The poem ends with a vivid and also suggestive and ambiguous description of sharp, sleet-stung / Caresses of the cold. The sharpness of the caresses is enhanced by the s and t sounds stinging through sleet-stung. Is this an unpleasant sensation? It's difficult to say. Depending on how you feel about the cold, and how hot it is when you read this poem, the sensation might sound revivifying – refreshing you, giving you an awareness that you are still alive. And though these caresses are cold, and their only Love, still, their old age is neither without caresses nor loveless. Perhaps Hughes is suggesting the primary importance of our physical being, not only in youth, but in age? Is cold and stinging love better than no love? Can we ever escape the longing for love? Do we have a choice?

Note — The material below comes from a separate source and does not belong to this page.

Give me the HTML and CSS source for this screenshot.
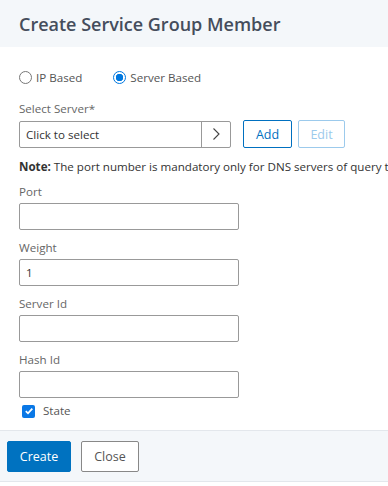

The poem is from The Collected Poems of Langston Hughes, Arnold Rampersad editor and David Roessel Associate Editor.
2 comments:
I took a Conversational French 101A course for a year at SF City College years ago with a marvelous young teacher from Paris who had a PhD in linguistics but was needing to pay the rent in San Francisco. She and a few other teachers started a series of monthly house parties where students could drink French wine and try to spend a whole evening speaking nothing but the foreign language with each other. (Just about all of us cheated.) One of the most fascinating details was that half the students were black, which confirmed for me that France and its culture has had a lasting connection with educated black American culture to this day.
That is extremely interesting! And I know that Ta-Nehisi Coates has written several interesting articles for The Atlantic about learning French, so there does seem to be a continuing relationship between the cultures.